George Roth said that working at Porthouse "was a special experience."
"It's like working with family," he said. "That is important, since this show is about family."
Lissy Gulick, who plays Yente, the town matchmaker, also is a veteran to "Fiddler," and the role. This is her third time reprising the role of the lovable busybody.
"It's a spunky, likable character," Gulick said of Yente. "It's a small but juicy part. I like to inhabit this world. I've done roles whose characters I would not like to meet in real life. But I would love to sit down to tea with Yente. For all her flaws, she's a likable character. She has a heart of gold."
Gulick said that she loved the musical.
"The writing is so good," she said. "It's Yiddish Shakespeare."
Logan Schmucher, who plays the Fiddler, called his experience with working in the musical "amazing."
"Everyone here is so talented," said Schmucher, a Kent resident. "Eric van Baars has such a great vision. The amount of detail he has in his brain is amazing."
Caitlyn Hamm of Northfield Center, who plays Shaindel, the mother of Motel the tailor, said that being in "Fiddler" was "incredible."
"It is such an honor, such an empowering and fulfilling moment," Hamm said. "The cast, everyone is family. We are family, that makes the whole show amazing."
Ticket and show information
"Fiddler on the Roof" will run Aug. 6, 7, 8, 9 and 10, at 8 p.m. and Aug. 4, 10 and 11 at 2 p.m. There is an additional 2 p.m. matinee Aug. 10. Porthouse Theatre is on the grounds of Blossom Music Center at 1145 W. Steels Corners Road.
In addition, the traditional Green Show will be performed on the lawn before each production of "Fiddler." The Green show cast is made up of student members of the Porthouse Theatre Academy, made up of soon-to-be college students entering the Kent State musical theatre program.
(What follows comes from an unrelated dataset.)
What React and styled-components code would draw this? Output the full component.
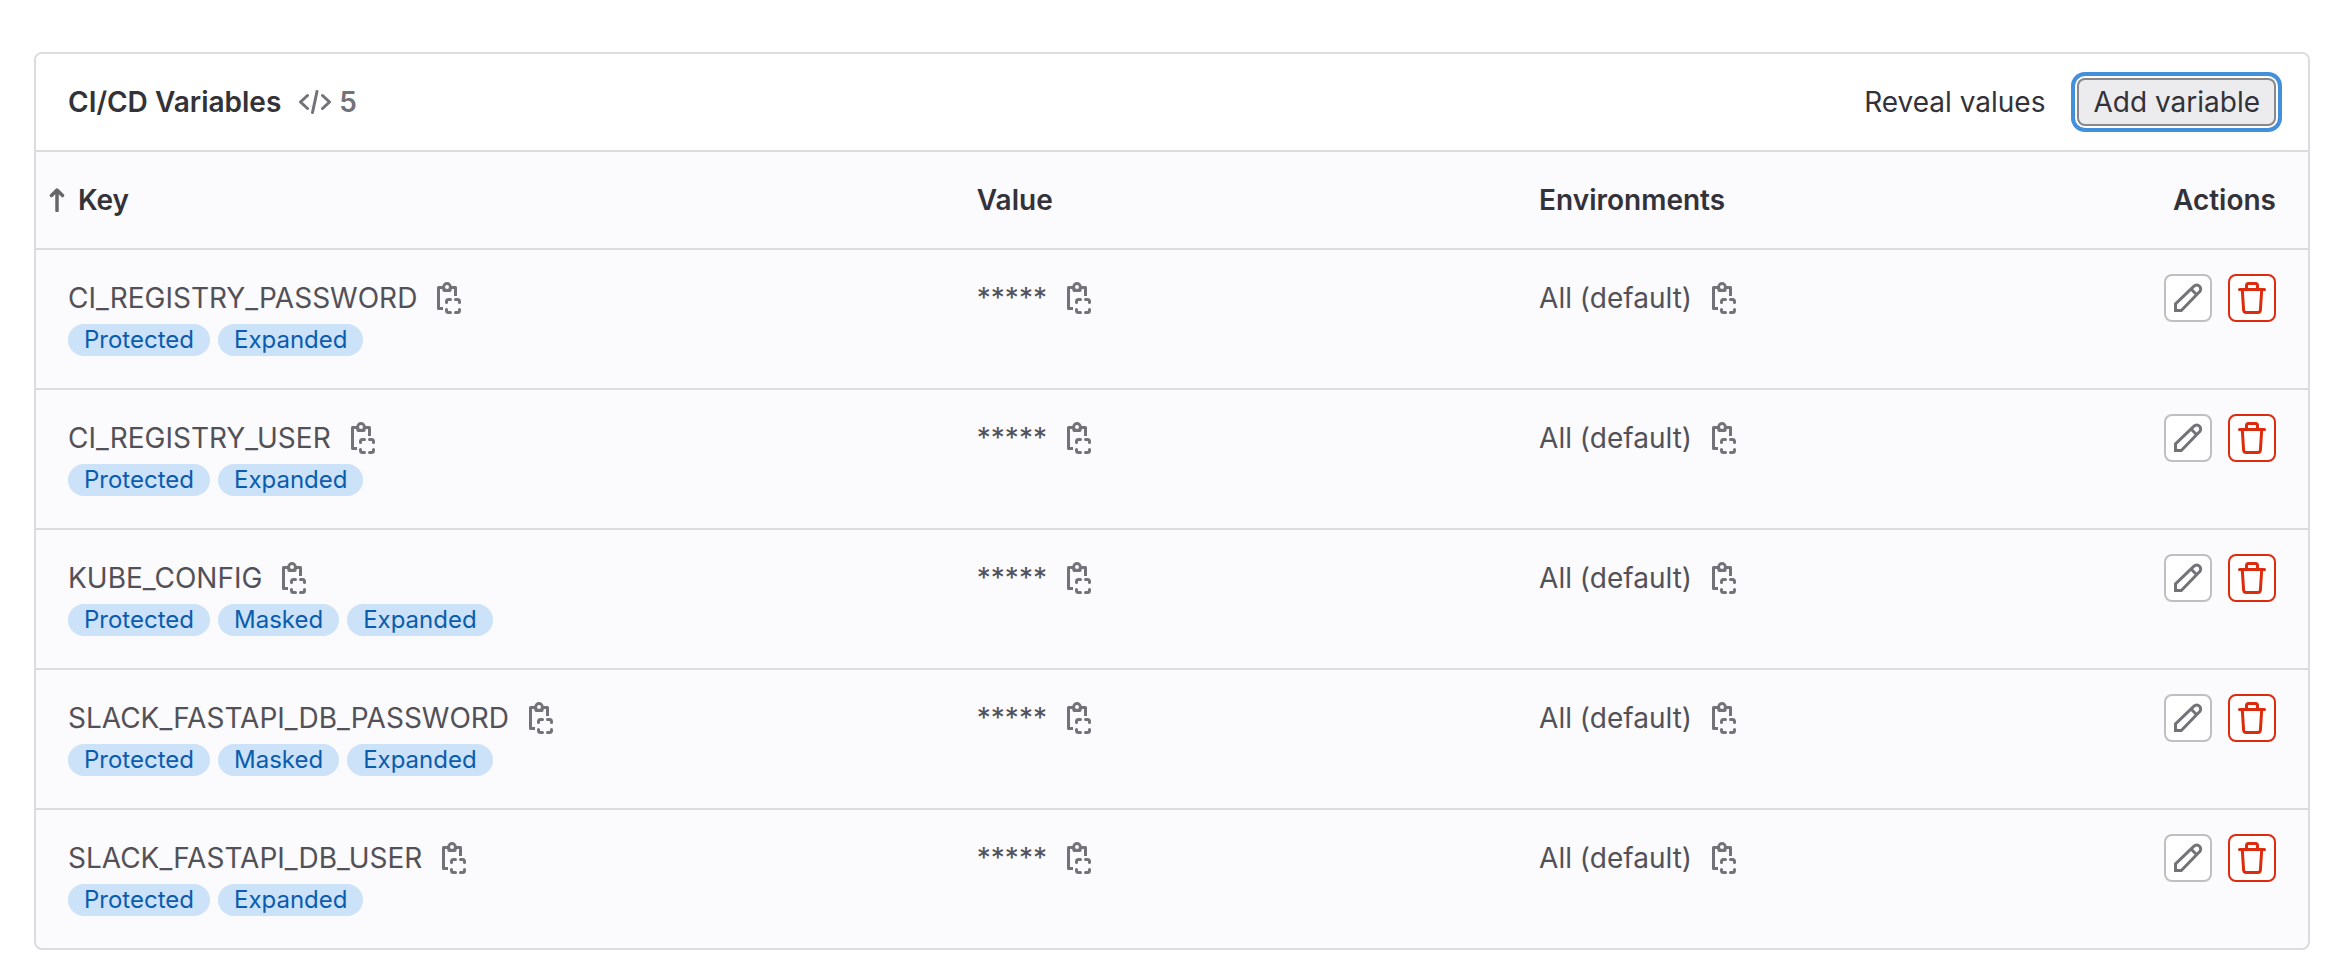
import React from "react";
import styled, { createGlobalStyle } from "styled-components";

const GlobalStyle = createGlobalStyle`
  *, *::before, *::after { box-sizing: border-box; }
  body {
    margin: 0;
    background: #fff;
    color: #333238;
    font-family: Inter, "Noto Sans", sans-serif;
    font-size: 28px;
    line-height: 48px;
  }
`;

const Page = styled.main`
  padding: 52px 16px 14px 34px;
`;

const Card = styled.section`
  border: 2px solid #dcdcde;
  border-radius: 8px;
  background: #fbfafd;
  overflow: hidden;
`;

const CardHeader = styled.header`
  display: flex;
  align-items: center;
  justify-content: space-between;
  padding: 24px 32px;
  background: #fff;
`;

const TitleGroup = styled.div`
  display: flex;
  align-items: center;
  gap: 18px;
`;

const Title = styled.h2`
  margin: 0;
  font-size: 28px;
  font-weight: 600;
`;

const Count = styled.span`
  display: flex;
  align-items: center;
  gap: 8px;
  color: #737278;
  font-weight: 600;
`;

const HeaderActions = styled.div`
  display: flex;
  gap: 16px;
`;

const Button = styled.button`
  height: 48px;
  padding: 0 16px;
  border: 0;
  border-radius: 8px;
  background: ${(p) => (p.$focused ? "#ececef" : "transparent")};
  box-shadow: ${(p) =>
    p.$focused ? "inset 0 0 0 2px #89888d, 0 0 0 2px #fff, 0 0 0 6px #428fdc" : "none"};
  color: #333238;
  font: inherit;
  cursor: pointer;
`;

const Table = styled.table`
  width: 100%;
  table-layout: fixed;
  border-collapse: separate;
  border-spacing: 0;
`;

const Column = styled.col`
  width: ${(p) => p.$width};
`;

const HeadCell = styled.th`
  padding: 24px 32px;
  border-top: 2px solid #dcdcde;
  font-weight: 600;
  text-align: ${(p) => p.$align || "left"};
`;

const SortCell = styled(HeadCell)`
  padding-left: 12px;
`;

const SortButton = styled.button`
  display: flex;
  align-items: center;
  gap: 12px;
  padding: 0;
  border: 0;
  background: none;
  color: inherit;
  font: inherit;
  cursor: pointer;
`;

const Cell = styled.td`
  padding: 24px 32px 32px;
  border-top: 2px solid #dcdcde;
  color: #535158;
  vertical-align: top;
`;

const CopyLine = styled.div`
  display: flex;
  align-items: center;
  gap: 20px;
`;

const CopyButton = styled.button`
  display: flex;
  padding: 0;
  border: 0;
  background: none;
  color: #737278;
  cursor: pointer;
`;

const Badges = styled.div`
  display: flex;
  gap: 8px;
  margin-top: 2px;
`;

const Badge = styled.span`
  padding: 0 16px;
  border-radius: 16px;
  background: #cbe2f9;
  color: #0b5cad;
  font-size: 24px;
  line-height: 32px;
`;

const RowActions = styled.div`
  display: flex;
  justify-content: flex-end;
  gap: 16px;
`;

const IconButton = styled.button`
  display: flex;
  align-items: center;
  justify-content: center;
  width: 48px;
  height: 48px;
  padding: 0;
  border: 2px solid ${(p) => (p.$danger ? "#dd2b0e" : "#bfbfc3")};
  border-radius: 8px;
  background: #fff;
  color: ${(p) => (p.$danger ? "#dd2b0e" : "#737278")};
  cursor: pointer;
`;

const Icon = styled.svg.attrs({ fill: "none", stroke: "currentColor", strokeWidth: 3, "aria-hidden": true })`
  display: block;
  flex: none;
`;

const SortArrow = styled(Icon)`
  color: #666;
`;

const CodeIcon = () => (
  <Icon width="32" height="24" viewBox="0 0 32 24" strokeLinecap="round" strokeLinejoin="round">
    <path d="M8.5 5.5 1.5 12l7 6.5M23.5 5.5l7 6.5-7 6.5M18 1.5l-4.5 21" />
  </Icon>
);

const ArrowIcon = () => (
  <SortArrow width="18" height="24" viewBox="0 0 18 24" strokeLinecap="round" strokeLinejoin="round">
    <path d="M9 22.5V2.5M3.5 7.5 9 2l5.5 5.5" strokeWidth="3.5" />
  </SortArrow>
);

const CopyIcon = () => (
  <Icon width="24" height="32" viewBox="0 0 24 32">
    <path d="M6 26.500H1.500v-21H6M14 5.500h4.500V14" strokeLinejoin="round" />
    <path
      d="M5.300 4.700a4.700 4.700 0 0 1 9.400 0V8a2 2 0 0 1-2 2H7.300a2 2 0 0 1-2-2zM10 3a2 2 0 1 0 0 4 2 2 0 0 0 0-4z"
      fill="currentColor"
      fillRule="evenodd"
      stroke="none"
    />
    <path
      d="M9.500 20.500v-1a2 2 0 0 1 2-2h2M18.500 17.500h2a2 2 0 0 1 2 2v1M22.500 27.500v1a2 2 0 0 1-2 2h-2M13.500 30.500h-2a2 2 0 0 1-2-2v-1"
      strokeLinecap="round"
    />
  </Icon>
);

const PencilIcon = () => (
  <Icon width="32" height="32" viewBox="0 0 32 32">
    <path d="M3.500 28.500v-6.500L22 4.200a3.900 3.900 0 0 1 5.500 0 3.900 3.900 0 0 1 0 5.600L9.300 28.500zM19 7l6 6" />
  </Icon>
);

const TrashIcon = () => (
  <Icon width="32" height="32" viewBox="0 0 32 32" strokeLinecap="round">
    <path d="M3.500 7.500h25M10.500 7V3.500a2 2 0 0 1 2-2h7a2 2 0 0 1 2 2V7M6.300 8l1.300 20a2.700 2.700 0 0 0 2.700 2.500h11.400a2.700 2.700 0 0 0 2.700-2.500l1.300-20" />
  </Icon>
);

const Copyable = ({ children, label }) => (
  <CopyLine>
    <span>{children}</span>
    <CopyButton type="button" aria-label={label}>
      <CopyIcon />
    </CopyButton>
  </CopyLine>
);

const variables = [
  { key: "CI_REGISTRY_PASSWORD", tags: ["Protected", "Expanded"] },
  { key: "CI_REGISTRY_USER", tags: ["Protected", "Expanded"] },
  { key: "KUBE_CONFIG", tags: ["Protected", "Masked", "Expanded"] },
  { key: "SLACK_FASTAPI_DB_PASSWORD", tags: ["Protected", "Masked", "Expanded"] },
  { key: "SLACK_FASTAPI_DB_USER", tags: ["Protected", "Expanded"] },
];

const VariableRow = ({ variable }) => (
  <tr>
    <Cell>
      <Copyable label="Copy key">{variable.key}</Copyable>
      <Badges>
        {variable.tags.map((tag) => (
          <Badge key={tag}>{tag}</Badge>
        ))}
      </Badges>
    </Cell>
    <Cell>
      <Copyable label="Copy value">*****</Copyable>
    </Cell>
    <Cell>
      <Copyable label="Copy environment">All (default)</Copyable>
    </Cell>
    <Cell>
      <RowActions>
        <IconButton type="button" aria-label="Edit">
          <PencilIcon />
        </IconButton>
        <IconButton type="button" aria-label="Delete" $danger>
          <TrashIcon />
        </IconButton>
      </RowActions>
    </Cell>
  </tr>
);

export default function App() {
  return (
    <Page>
      <GlobalStyle />
      <Card>
        <CardHeader>
          <TitleGroup>
            <Title>CI/CD Variables</Title>
            <Count>
              <CodeIcon />
              {variables.length}
            </Count>
          </TitleGroup>
          <HeaderActions>
            <Button type="button">Reveal values</Button>
            <Button type="button" $focused>
              Add variable
            </Button>
          </HeaderActions>
        </CardHeader>
        <Table>
          <colgroup>
            <Column $width="40%" />
            <Column $width="24.75%" />
            <Column />
            <Column $width="12%" />
          </colgroup>
          <thead>
            <tr>
              <SortCell scope="col" aria-sort="ascending">
                <SortButton type="button">
                  <ArrowIcon />
                  Key
                </SortButton>
              </SortCell>
              <HeadCell scope="col">Value</HeadCell>
              <HeadCell scope="col">Environments</HeadCell>
              <HeadCell scope="col" $align="right">
                Actions
              </HeadCell>
            </tr>
          </thead>
          <tbody>
            {variables.map((variable) => (
              <VariableRow key={variable.key} variable={variable} />
            ))}
          </tbody>
        </Table>
      </Card>
    </Page>
  );
}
Single tickets are $32 through $38 for adults, $26 through $35 for seniors and $17 through $21 for students. For details, call 330-672-3884 or visit www.porthousetheatre.com.
Porthouse Theatre features free parking and allows patrons to bring in picnics (including alcohol) to its grounds. A covered picnic pavilion is available for reservation at $2 per person or free for subscribers and is based on availability. There also is a concession stand of light snacks and beverages. Picnic tables also are available.